Monday, March 23, 2009

Natural Resources Defense Council v. U.S. EPA

Mar 20: In the U.S. Court of Appeals, D.C. Circuit, Case No. 07-1151. State authorities submit air pollution emissions data to U.S. EPA. EPA monitors the data in order to evaluate regional compliance with national air pollution standards. In 2007, EPA promulgated a regulation governing the exclusion of emissions data during “exceptional events” such as natural disasters. The Natural Resources Defense Council (NRDC) brought petitions for review, seeking to set aside the rule’s definition of “natural events” and to vacate several statements in the preamble to the rule concerning types of events that may qualify as “exceptional.”

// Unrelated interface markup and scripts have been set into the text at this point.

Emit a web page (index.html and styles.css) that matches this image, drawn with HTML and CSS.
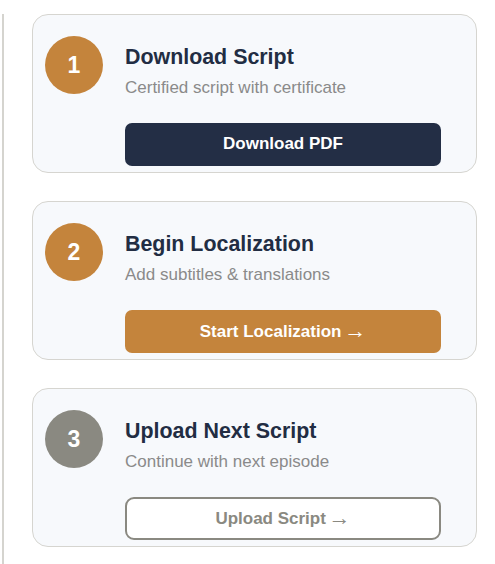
FILE: index.html
```html
<!DOCTYPE html>
<html lang="en">
<head>
    <meta charset="UTF-8">
    <meta name="viewport" content="width=device-width, initial-scale=1.0">
    <title>Next Steps</title>
    <link rel="stylesheet" href="styles.css">
</head>
<body>
    <div class="steps">
        <div class="step">
            <div class="step-num">1</div>
            <div class="step-body">
                <h3>Download Script</h3>
                <p>Certified script with certificate</p>
                <button class="btn btn-dark">Download PDF</button>
            </div>
        </div>
        <div class="step">
            <div class="step-num">2</div>
            <div class="step-body">
                <h3>Begin Localization</h3>
                <p>Add subtitles &amp; translations</p>
                <button class="btn btn-gold">Start Localization <span class="arrow">&rarr;</span></button>
            </div>
        </div>
        <div class="step">
            <div class="step-num muted">3</div>
            <div class="step-body">
                <h3>Upload Next Script</h3>
                <p>Continue with next episode</p>
                <button class="btn btn-outline">Upload Script <span class="arrow">&rarr;</span></button>
            </div>
        </div>
    </div>
</body>
</html>
```

FILE: styles.css
```css
body {
    margin: 0;
    padding: 14px 18px 0 2px;
    background-color: #ffffff;
    font-family: 'Liberation Sans', Arial, sans-serif;
}
.steps {
    display: flex;
    flex-direction: column;
    gap: 28.5px;
    padding-left: 28px;
    border-left: 2px solid #d5d4cf;
    min-height: 550px;
}
.step {
    display: grid;
    grid-template-columns: 58px 1fr;
    column-gap: 22px;
    padding: 21px 35px 6px 12px;
    background-color: #f7f9fc;
    border: 1px solid #d6d5d0;
    border-radius: 16px;
}
.step-num {
    width: 58px;
    height: 58px;
    border-radius: 50%;
    background-color: #c4843c;
    color: #ffffff;
    font-size: 23px;
    font-weight: bold;
    display: flex;
    align-items: center;
    justify-content: center;
}
.step-num.muted {
    background-color: #8a8981;
}
.step-body {
    padding-top: 9px;
    display: flex;
    flex-direction: column;
}
.step-body h3 {
    margin: 0 0 8px;
    font-size: 21.4px;
    font-weight: bold;
    color: #222d43;
}
.step-body p {
    margin: 0 0 24.5px;
    font-size: 17px;
    color: #8a8a8a;
}
.btn {
    height: 43px;
    border: none;
    border-radius: 7px;
    font-family: inherit;
    font-size: 17px;
    font-weight: bold;
    color: #ffffff;
    cursor: pointer;
}
.btn .arrow {
    margin-left: -2px;
    font-weight: normal;
    font-size: 22px;
    line-height: 1;
    vertical-align: -1px;
}
.btn-dark {
    background-color: #232e45;
}
.btn-gold {
    background-color: #c4843c;
}
.btn-outline {
    background-color: #ffffff;
    border: 2px solid #8a8981;
    border-radius: 9px;
    color: #8a8981;
}
```
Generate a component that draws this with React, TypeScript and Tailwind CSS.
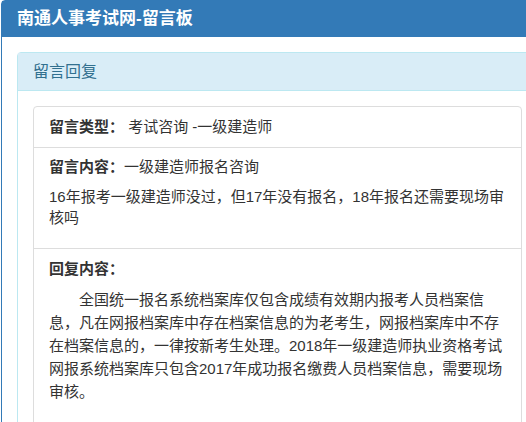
export default function App() {
  return (
    <div
      className="w-[526px] h-[422px] overflow-hidden bg-white text-[#333]"
      style={{ fontFamily: '"Liberation Sans", "Noto Sans CJK SC", sans-serif' }}
    >
      <div className="ml-[1px] w-[553px] border border-[#337ab7] rounded-t-[4px]">
        {/* 标题栏 */}
        <div className="h-[36px] bg-[#337ab7] px-[15px] flex items-center text-white font-bold text-[17px]">
          南通人事考试网-留言板
        </div>

        <div className="p-[15px]">
          <div className="border border-[#bce8f1] rounded-[4px]">
            <div className="h-[38px] bg-[#d9edf7] border-b border-[#bce8f1] px-[15px] flex items-center text-[#31708f] text-[16px]">
              留言回复
            </div>

            <div className="p-[15px]">
              <div className="w-[489px] border border-[#ddd] rounded-[4px] text-[15px]">
                <div className="px-[15px] py-[10px] leading-[20px] border-b border-[#ddd]">
                  <span className="font-bold">留言类型：</span> 考试咨询 -一级建造师
                </div>

                <div className="px-[15px] pt-[9px] pb-[10px] border-b border-[#ddd]">
                  <div className="leading-[20px]">
                    <span className="font-bold">留言内容：</span>一级建造师报名咨询
                  </div>
                  <p className="mt-[9px] leading-[21px] mb-[10px]">
                    16年报考一级建造师没过，但17年没有报名，18年报名还需要现场审核吗
                  </p>
                </div>

                <div className="px-[15px] pt-[10px] pb-[40px]">
                  <div className="leading-[20px] font-bold">回复内容：</div>
                  <p className="mt-[9px] leading-[23px] indent-[2em]">
                    全国统一报名系统档案库仅包含成绩有效期内报考人员档案信息，凡在网报档案库中存在档案信息的为老考生，网报档案库中不存在档案信息的，一律按新考生处理。2018年一级建造师执业资格考试网报系统档案库只包含2017年成功报名缴费人员档案信息，需要现场审核。
                  </p>
                </div>
              </div>
            </div>
          </div>
        </div>
      </div>
    </div>
  );
}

In a split decision the majority rules that, "Even if the statements in the preamble were reviewable under the Clean Air Act, they are not ripe for review at this time. The statements about exceptional events are 'hypothetical and non-specific.' Kennecott, 88 F.3d at 1223. NRDC has not demonstrated that any of the statements has immediate legal or practical consequences. How EPA will use or rely on or interpret what it said in the preamble is uncertain. . . We can see no significant hardship to the parties from waiting for a real case to emerge. As EPA points out in its brief, the Clean Air Act 'provides for judicial review of any EPA decision to determine the attainment status of an area, or to designate or redesignate an area, based on EPA’s decision to exclude exceptional events data or other information.'"

In a separate opinion concurring in part, and dissenting in part, the Justice said, "When an agency receives comments that object to its application of a statutory term as being contrary to the plain text of the statute, what is the agency to understand is the target of the objection? The specific application or the agency’s underlying interpretation of the term or both? The court
responds only the application. But the answer depends on how the comments are phrased. If, as here, the comments address a specific application by pointing out that it reflects an interpretation of a statutory term that contradicts the plain text of the statute, how can the agency respond to the comments without considering whether its definition is consistent with the statute, much less how would it not be on notice that the comments extended to the agency’s interpretation of the statutory term?"